While the resulting efficiency gains may deliver only minor savings, Overton says they can add up quickly. “For most of our clients, the goal is to save 2%-3% a year on energy,” he says.
Ndustrial began in the cold food distribution business, where it has more than 400 client sites under monitoring. Other segments the company serves include oil and gas, manufacturing, forest products and cryptocurrency mining, Overton describes.
“We can help SWDs calculate the Scope II emissions associated with their power consumption,” he says. “To do that, we look at the types of power going into the grid at a given time, which is called the grid mix.
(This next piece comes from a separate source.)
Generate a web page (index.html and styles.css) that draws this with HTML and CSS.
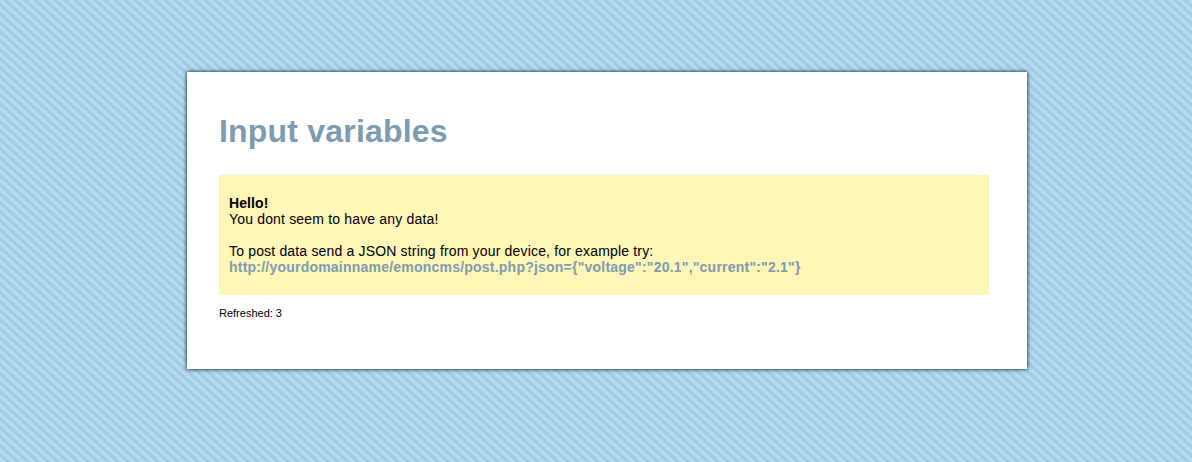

The mix can shift substantially from hour to hour, especially in Texas or other states that have invested in wind and solar.”
To account for those shifts, Ndustrial updates the mix for each zip code every hour, Overton reports.
“Oil and gas producers are beginning to use our software as well,” Overton says. “Like SWDs, they should be able to save money through power optimization while demonstrating their commitment to environmental responsibility.”